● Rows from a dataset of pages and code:
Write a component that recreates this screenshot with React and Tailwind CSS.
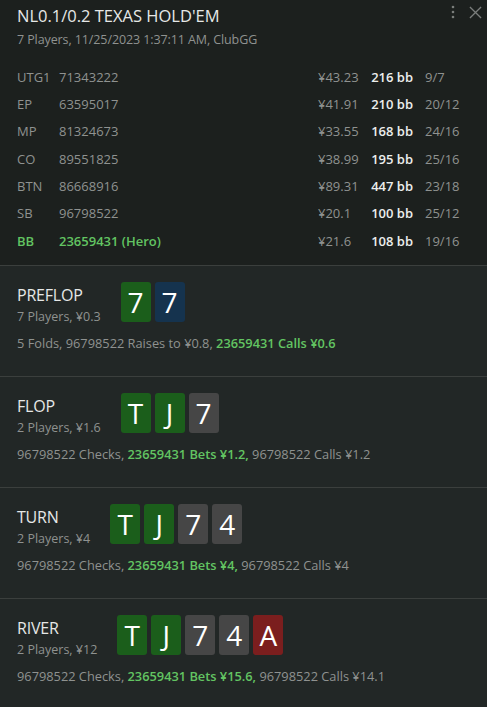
// App.jsx
import React from 'react'

const players = [
  { pos: 'UTG1', id: '71343222', stack: '¥43.23', bb: '216 bb', hands: '9/7' },
  { pos: 'EP', id: '63595017', stack: '¥41.91', bb: '210 bb', hands: '20/12' },
  { pos: 'MP', id: '81324673', stack: '¥33.55', bb: '168 bb', hands: '24/16' },
  { pos: 'CO', id: '89551825', stack: '¥38.99', bb: '195 bb', hands: '25/16' },
  { pos: 'BTN', id: '86668916', stack: '¥89.31', bb: '447 bb', hands: '23/18' },
  { pos: 'SB', id: '96798522', stack: '¥20.1', bb: '100 bb', hands: '25/12' },
  { pos: 'BB', id: '23659431 (Hero)', stack: '¥21.6', bb: '108 bb', hands: '19/16', hero: true },
]

const cardColors = {
  green: 'bg-[#1b5e1b]',
  blue: 'bg-[#15334e]',
  gray: 'bg-[#464646]',
  red: 'bg-[#7b1e1e]',
}

const streets = [
  {
    name: 'PREFLOP',
    info: '7 Players, ¥0.3',
    cards: [['7', 'green'], ['7', 'blue']],
    actions: [
      { text: '5 Folds, 96798522 Raises to ¥0.8, ' },
      { text: '23659431 Calls ¥0.6', hero: true },
    ],
  },
  {
    name: 'FLOP',
    info: '2 Players, ¥1.6',
    cards: [['T', 'green'], ['J', 'green'], ['7', 'gray']],
    actions: [
      { text: '96798522 Checks, ' },
      { text: '23659431 Bets ¥1.2,', hero: true },
      { text: ' 96798522 Calls ¥1.2' },
    ],
  },
  {
    name: 'TURN',
    info: '2 Players, ¥4',
    cards: [['T', 'green'], ['J', 'green'], ['7', 'gray'], ['4', 'gray']],
    actions: [
      { text: '96798522 Checks, ' },
      { text: '23659431 Bets ¥4,', hero: true },
      { text: ' 96798522 Calls ¥4' },
    ],
  },
  {
    name: 'RIVER',
    info: '2 Players, ¥12',
    cards: [['T', 'green'], ['J', 'green'], ['7', 'gray'], ['4', 'gray'], ['A', 'red']],
    actions: [
      { text: '96798522 Checks, ' },
      { text: '23659431 Bets ¥15.6,', hero: true },
      { text: ' 96798522 Calls ¥14.1' },
    ],
  },
]

function Card({ rank, color }) {
  return (
    <div className={`w-[30px] h-[40px] rounded-[3px] flex items-center justify-center text-white text-[28px] leading-none ${cardColors[color]}`}>
      {rank}
    </div>
  )
}

export default function App() {
  return (
    <div
      className="w-[487px] h-[707px] overflow-hidden bg-[#222726] text-[#9a9d9b]"
      style={{ fontFamily: '"Open Sans", "Noto Sans", sans-serif' }}
    >
      {/* header */}
      <div className="bg-[#1c201e] pl-[17px] pr-[4px] pt-[4px] pb-[10px] border-b border-[#3b3f3d]">
        <div className="flex items-start justify-between">
          <div>
            <h1 className="text-[16.5px] leading-[24px] text-[#e6e8e7]">NL0.1/0.2 TEXAS HOLD'EM</h1>
            <p className="text-[12.5px] leading-[18px] mt-[3px] tracking-[-0.1px] text-[#8f9290]">
              7 Players, 11/25/2023 1:37:11 AM, ClubGG
            </p>
          </div>
          <div className="flex items-center gap-[14px] pt-[1px] pr-[1px] text-[#7a7d7b]">
            <svg width="4" height="14" viewBox="0 0 4 14" fill="currentColor">
              <circle cx="2" cy="2" r="1.3" />
              <circle cx="2" cy="7" r="1.3" />
              <circle cx="2" cy="12" r="1.3" />
            </svg>
            <svg width="13" height="13" viewBox="0 0 14 14" stroke="currentColor" strokeWidth="1.4" fill="none">
              <path d="M1 1L13 13M13 1L1 13" />
            </svg>
          </div>
        </div>

        <div className="mt-[15px] mr-[12px] flex flex-col">
          {players.map((p) => (
            <div
              key={p.pos}
              className={`flex items-center h-[27.3px] text-[13px] ${p.hero ? 'text-[#62c462] font-semibold' : 'text-[#8f9290]'}`}
            >
              <span className="w-[42px]">{p.pos}</span>
              <span className="flex-1">{p.id}</span>
              <span className="w-[50px] text-[#8f9290] font-normal">{p.stack}</span>
              <span className="w-[45px] text-right text-[#eceeed] font-semibold">{p.bb}</span>
              <span className="w-[58px] pl-[12px] text-[#8f9290] font-normal">{p.hands}</span>
            </div>
          ))}
        </div>
      </div>

      {/* streets */}
      {streets.map((s) => (
        <div key={s.name} className="h-[111px] pl-[17px] pt-[16px] border-b border-[#3b3f3d]">
          <div className="flex items-start gap-[20px]">
            <div className="flex flex-col mt-[2px]">
              <span className="text-[16px] leading-[22px] text-[#e6e8e7] tracking-[-0.2px]">{s.name}</span>
              <span className="text-[12.5px] leading-[21px] text-[#8f9290]">{s.info}</span>
            </div>
            <div className="flex gap-[4px]">
              {s.cards.map(([r, c], i) => (
                <Card key={i} rank={r} color={c} />
              ))}
            </div>
          </div>
          <p className="mt-[7px] text-[12.8px] leading-[18px] text-[#8f9290]">
            {s.actions.map((a, i) => (
              <span key={i} className={a.hero ? 'text-[#62c462] font-semibold' : ''}>
                {a.text}
              </span>
            ))}
          </p>
        </div>
      ))}
    </div>
  )
}
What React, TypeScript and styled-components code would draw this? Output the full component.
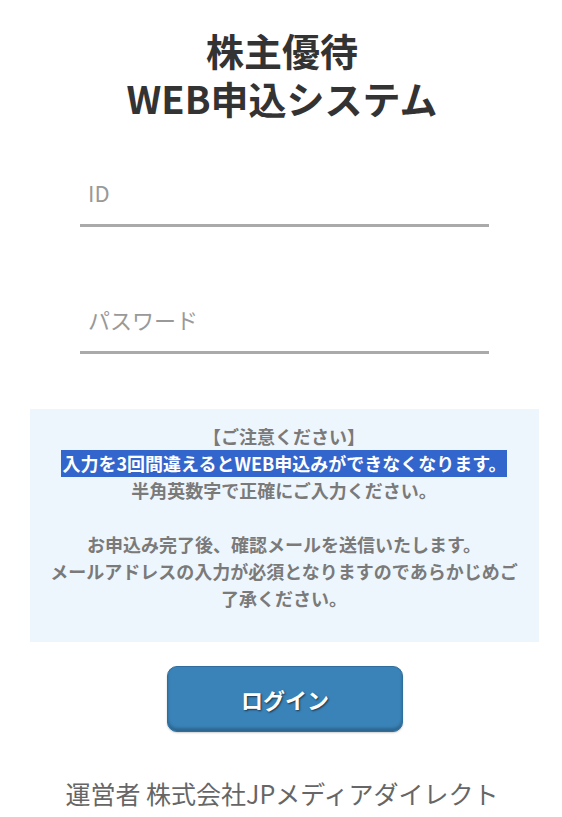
import React from 'react'
import styled, { createGlobalStyle } from 'styled-components'

const GlobalStyle = createGlobalStyle`
  html, body {
    margin: 0;
    padding: 0;
    background: #fff;
  }
  body {
    font-family: "Noto Sans CJK JP", "Noto Sans", sans-serif;
  }
`

const S = {
  Page: styled.div`
    width: 562px;
    display: flex;
    flex-direction: column;
    align-items: center;
    padding-top: 26px;
  `,

  Title: styled.h1`
    margin: 0;
    font-size: 38px;
    font-weight: 700;
    color: #333;
    text-align: center;
    padding-left: 2px;
  `,

  TitleLine: styled.span`
    display: block;
    height: 48px;
    line-height: 48px;
  `,

  Form: styled.form`
    width: 409px;
    margin: 48px 0 0 7px;
    display: flex;
    flex-direction: column;
    gap: 70px;
  `,

  Field: styled.input`
    display: block;
    width: 100%;
    height: 57px;
    box-sizing: border-box;
    border: none;
    border-bottom: 3px solid #aaa;
    padding: 0 8px 10px;
    font-family: "Noto Sans CJK JP", "Noto Sans", sans-serif;
    font-size: 22px;
    color: #555;
    outline: none;
    background: transparent;

    &::placeholder {
      color: #999;
    }
  `,

  Notice: styled.div`
    width: 509px;
    box-sizing: border-box;
    margin: 55px 0 0 6px;
    padding: 14px 20px 30px;
    background: #eef6fd;
    text-align: center;
    font-size: 18px;
    line-height: 27px;
    font-weight: 700;
    color: #7a7a7a;

    p {
      margin: 0;
    }
  `,

  Mark: styled.span`
    display: inline-block;
    background: #3366cc;
    color: #fff;
    padding-left: 1px;
  `,

  Spacer: styled.div`
    height: 27px;
  `,

  LoginButton: styled.button`
    margin: 24px 0 0 8px;
    width: 236px;
    height: 66px;
    border-radius: 10px;
    border: 1px solid #2f6e9c;
    background: #3a83b8;
    box-shadow: inset 0 -3px 3px rgba(0, 0, 0, 0.22), 0 1px 2px rgba(0, 0, 0, 0.2);
    color: #fff;
    font-family: "Noto Sans CJK JP", "Noto Sans", sans-serif;
    font-size: 22px;
    font-weight: 700;
    text-shadow: 1px 1px 2px rgba(0, 0, 0, 0.6);
    cursor: pointer;
  `,

  Footer: styled.div`
    margin-top: 44px;
    font-size: 25px;
    line-height: 34px;
    color: #666;
    padding-left: 2px;
  `
}

const App = () => {
  return (
    <>
      <GlobalStyle />
      <S.Page>
        <S.Title>
          <S.TitleLine>株主優待</S.TitleLine>
          <S.TitleLine>WEB申込システム</S.TitleLine>
        </S.Title>
        <S.Form onSubmit={e => e.preventDefault()}>
          <S.Field type="text" placeholder="ID" />
          <S.Field type="password" placeholder="パスワード" />
        </S.Form>
        <S.Notice>
          <p>【ご注意ください】</p>
          <p>
            <S.Mark>入力を3回間違えるとWEB申込みができなくなります。</S.Mark>
          </p>
          <p>半角英数字で正確にご入力ください。</p>
          <S.Spacer />
          <p>お申込み完了後、確認メールを送信いたします。</p>
          <p>メールアドレスの入力が必須となりますのであらかじめご了承ください。</p>
        </S.Notice>
        <S.LoginButton type="button">ログイン</S.LoginButton>
        <S.Footer>運営者 株式会社JPメディアダイレクト</S.Footer>
      </S.Page>
    </>
  )
}

export default App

● What is asked: Copy out all lines above that include the string "styled".

● Completed exercise:
What React, TypeScript and styled-components code would draw this? Output the full component.
import styled, { createGlobalStyle } from 'styled-components'
  Page: styled.div`
  Title: styled.h1`
  TitleLine: styled.span`
  Form: styled.form`
  Field: styled.input`
  Notice: styled.div`
  Mark: styled.span`
  Spacer: styled.div`
  LoginButton: styled.button`
  Footer: styled.div`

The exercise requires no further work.